Accompanied by Menashe producer Danny Finkleman, a Hasidic Jew himself, Weinstein set about gaining the trust of a fiercely tight-knit community. “It took a long time. Of a hundred thousand Jews, we only got about 30 to act in the film. They were really hard to find. We would lose locations all the time. Every day. The scenes set in the supermarket where Menashe works are actually shot in three different supermarkets. Rabbis were calling us up and asking us to stop making the movie. There were so many days when the whole damned thing could have fallen apart.”

‘Slippery slope’

Were there particular rabbinical objections? “There was nothing wrong with our movie in particular. But anything modern is regarded as a slippery slope. But that inaccessibility was the whole goal. I wanted to show something that I’ve never seen in cinema before.”

Weinstein, who has previously shot films in Hindi, Tagalog and Mandarin, soon found that making a film in Yiddish – a language he couldn’t speak – posed certain unique challenges. “We rehearsed in English and then we’d shoot in Yiddish. And then the arguments about the language would start. And we’d go back and forth, back and forth, back and forth through the translator. So nothing happened quickly. Which I guess made it more worthwhile in the end.”

He laughs: “Funny thing is, when I made the film with Kevin McBride, the way he speaks English is almost harder to understand than the way Brooklyn speaks Yiddish.”

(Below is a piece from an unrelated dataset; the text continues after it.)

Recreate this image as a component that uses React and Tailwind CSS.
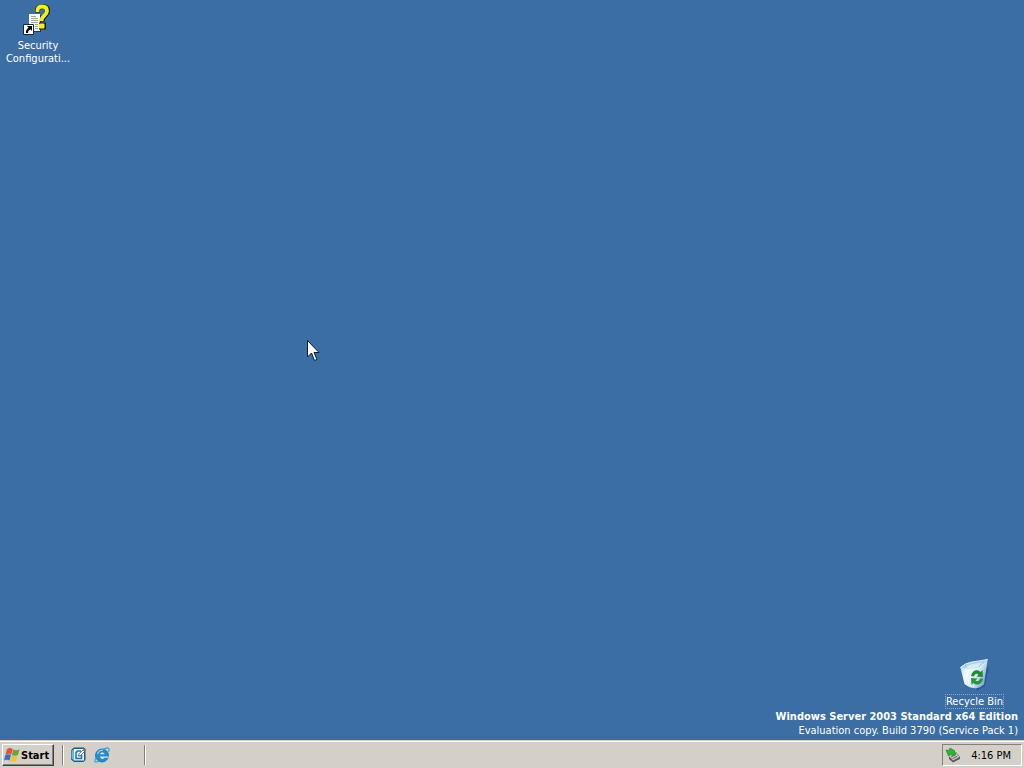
function SecurityIcon() {
  return (
    <svg width="32" height="32" viewBox="0 0 32 32" aria-hidden="true">
      <path d="M8 11h11v17H8z" fill="#26333f" />
      <path d="M7 10h11v17H7z" fill="#f6f5ee" />
      <path
        d="M9 12.500h5M9 14.500h7M9 16.500h7M9 18.500h7M13 20.500h3M13 22.500h3M13 24.500h3"
        stroke="#a3a29b"
        strokeWidth="1"
      />
      <path
        d="M15.500 8.500V6.500c0-3 2-4 5-4s5.200 1.200 5.200 4.500c0 5-5.500 4.500-5.500 10.500"
        fill="none"
        stroke="#222207"
        strokeWidth="5"
      />
      <path d="M17 18.500h7v7h-7z" fill="#222207" />
      <path
        d="M15.500 8V6.500c0-3 2-4 4.700-4s4.800 1.200 4.800 4.500c0 4.500-5.500 4.500-5.500 10"
        fill="none"
        stroke="#f3f018"
        strokeWidth="3.800"
      />
      <rect x="17" y="19.500" width="5.500" height="5" rx="1" fill="#f3f018" />
      <path d="M1.500 20.500h10v10h-10z" fill="#fff" stroke="#15263c" />
      <path d="M5 22h5v5L8.500 25.500C6.500 26.500 6 27.500 6 29H4c-.5-2 .5-4 2.700-5.300z" fill="#000" />
    </svg>
  );
}

function RecycleIcon() {
  return (
    <svg width="32" height="32" viewBox="0 0 32 32" aria-hidden="true">
      <defs>
        <linearGradient id="bin" x1="0" y1="0" x2="1" y2="0.500">
          <stop offset="0" stopColor="#a4d2ec" />
          <stop offset="0.350" stopColor="#f2fbff" />
          <stop offset="0.700" stopColor="#d3e9f5" />
          <stop offset="1" stopColor="#7eaed2" />
        </linearGradient>
      </defs>
      <path d="M8 28l12 4 7-4 4-20z" fill="#183f68" opacity="0.450" />
      <path d="M2.500 10Q11 12 20 9.500L29.500 3 26 26.500Q22 30 18 30.500 11 30 6.500 26z" fill="url(#bin)" />
      <path
        d="M2.500 9.500Q7 5 14 4T29.500 1.500Q28 5 21.500 9.500 10 12.500 2.500 9.500z"
        fill="#a9d0e7"
        stroke="#e3f5fd"
        strokeWidth="1"
      />
      <path d="M8 9.500Q11 6 18 5.500l6-1-4 4.500Q13 11.500 8 9.500z" fill="#d6edf8" />
      <path d="M5.500 13l3 12M9 13.500l2 13" stroke="#fff" strokeWidth="1" opacity="0.700" />
      <path d="M13 18c1-6 6.500-7.500 9.500-4l2-2 .5 7-6.500-.5 2-2c-1.500-1.500-4-.5-4.500 2z" fill="#228b32" />
      <path d="M25 20.500c-1 6-6.500 7.500-9.500 4.500l-2 2-.5-7 6.500.5-2 2c1.500 1.500 4 .5 4.500-2z" fill="#279637" />
    </svg>
  );
}

function WindowsFlag() {
  return (
    <svg width="16" height="16" viewBox="0 0 16 16" aria-hidden="true">
      <path d="M3 2Q6 0 8.800 2L7.300 7.500Q4.500 6 1.500 7.500z" fill="#e4532d" />
      <path d="M9.300 2.500Q12 4 15.500 2.300L14 8Q11 9.500 7.800 8z" fill="#67a53b" />
      <path d="M1.300 8Q4 6.500 7 8L5.500 13.500Q3 12 0 13.500z" fill="#386fcb" />
      <path d="M7.500 8.500Q10 10 13.700 8.500L12.200 14Q9 15.500 6 14z" fill="#f1c52e" />
    </svg>
  );
}

function ShowDesktopIcon() {
  return (
    <svg width="16" height="16" viewBox="0 0 16 16" aria-hidden="true">
      <path d="M2 2l2-1.500h10L15.500 2v11l-2 2H4l-3-2.500V4z" fill="#235b82" />
      <path d="M1.500 4L4 2v11.500l-2.500-2z" fill="#6fb6d8" />
      <path d="M4 2h10v11.500H4z" fill="#e2f4fc" />
      <path d="M11 4H7.500L6 5.500v6h5.500V8.500H8.500" fill="none" stroke="#2478ad" strokeWidth="1.600" />
      <path d="M8.500 9l.5-2 4-4L14.500 4.500l-4 4z" fill="#f3fafc" stroke="#315f7d" strokeWidth=".7" />
      <path d="M13 2.500L14.300 1 16 2.700 14.800 4z" fill="#bd5f36" />
    </svg>
  );
}

function ExplorerIcon() {
  return (
    <svg width="16" height="16" viewBox="0 0 16 16" aria-hidden="true">
      <circle cx="8" cy="8.500" r="6.500" fill="#278bd0" stroke="#1764a4" strokeWidth=".8" />
      <path d="M6 7.300C6.300 4.800 10.300 4.800 10.600 7.300zM6 9.600h8.500v1.200h-4C9.500 12.700 6.400 12 6 9.600z" fill="#c9e9f5" />
      <path d="M3.500 7C4.300 4.500 6.500 3.200 9 3.200" fill="none" stroke="#82d4f7" strokeWidth="1.300" />
      <path
        d="M2.200 10.500C-.5 15 1 16 5 14M8.500 2.500C13.500 0 16.500.5 14.500 4.800"
        fill="none"
        stroke="#3aa5dd"
        strokeWidth="1.300"
      />
    </svg>
  );
}

function HardwareIcon() {
  return (
    <svg width="16" height="16" viewBox="0 0 16 16" aria-hidden="true">
      <path d="M4 9l7-4 4 5v2l-7 3.500L4 12z" fill="#555d58" />
      <path d="M4 9l7-3.500 3.500 4.500L8 13.500z" fill="#c4cac5" />
      <path d="M6 10l5-2.500M7.500 11.700l5-2.500" stroke="#5c6660" strokeWidth="1" />
      <path d="M5 1l5 3-1 1 2 2-4 1.500-1.500-1.500-2 2L1 3l3 .5z" fill="#27b934" stroke="#167923" strokeWidth=".6" />
    </svg>
  );
}

function Separator() {
  return <span aria-hidden="true" className="h-5 w-0.5 border-l border-l-[#858178] border-r border-r-white" />;
}

export default function App() {
  return (
    <div className="flex min-h-screen flex-col overflow-hidden bg-[#3b6ea5] font-['DejaVu_Sans_Condensed','DejaVu_Sans',sans-serif] text-[11px] leading-[13px] text-white">
      <main className="relative flex flex-1 flex-col justify-between">
        <button className="mt-1 flex w-[76px] flex-col items-center gap-[3px] text-center">
          <SecurityIcon />
          <span>
            Security
            <br />
            Configurati...
          </span>
        </button>

        <svg
          className="absolute left-[30%] top-[46%]"
          width="14"
          height="22"
          viewBox="0 0 14 22"
          aria-hidden="true"
        >
          <path d="M.5.500v16.500L4.500 13l3 7.500 2.500-1-3-7H12z" fill="#fff" stroke="#111c2a" />
        </svg>

        <div className="flex flex-col items-end gap-px pb-0.5">
          <button className="mr-5 flex flex-col items-center gap-1">
            <RecycleIcon />
            <span className="border border-dotted border-[#8ba9c5]">Recycle Bin</span>
          </button>
          <div className="pr-1.5 text-right leading-[14px]">
            <p className="font-bold">Windows Server 2003 Standard x64 Edition</p>
            <p>Evaluation copy. Build 3790 (Service Pack 1)</p>
          </div>
        </div>
      </main>

      <footer className="flex h-7 items-center justify-between border-t border-t-[#d4d0c8] bg-[#d4d0c8] text-black">
        <div className="flex h-full flex-1 items-center border-t border-t-white pl-0.5">
          <button className="flex h-[22px] w-[52px] items-center gap-px border border-b-[#404040] border-l-white border-r-[#404040] border-t-white pl-px font-bold shadow-[inset_-1px_-1px_0_#858178]">
            <WindowsFlag />
            Start
          </button>
          <nav aria-label="Quick Launch" className="ml-2 flex items-center gap-2">
            <Separator />
            <button aria-label="Show Desktop" className="-ml-0.5">
              <ShowDesktopIcon />
            </button>
            <button aria-label="Internet Explorer">
              <ExplorerIcon />
            </button>
          </nav>
          <div className="ml-[34px] flex items-center">
            <Separator />
          </div>
        </div>
        <div className="flex h-full items-center border-t border-t-white pr-0.5">
          <div className="flex h-[22px] w-20 items-center justify-between border border-b-white border-l-[#858178] border-r-white border-t-[#858178] pl-0.5 pr-2.5">
            <HardwareIcon />
            <time dateTime="16:16">4:16 PM</time>
          </div>
        </div>
      </footer>
    </div>
  );
}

Remarkably, many from the community elected to finally darken the door of a local cinema once the film opened. “So many people came to one local cinema on the Sunday, that they started a prayer group in the theatre,” says Weinstein. “They were praying so loud that the manager had to move them. They were disturbing other moviegoers. It’s very rare for that community to go to a movie. It hasn’t happened since Shoah screened. It was incredible to talk to people afterwards. They didn’t find this film offensive at all. We all love to see ourselves represented on the screen. They’re no different.”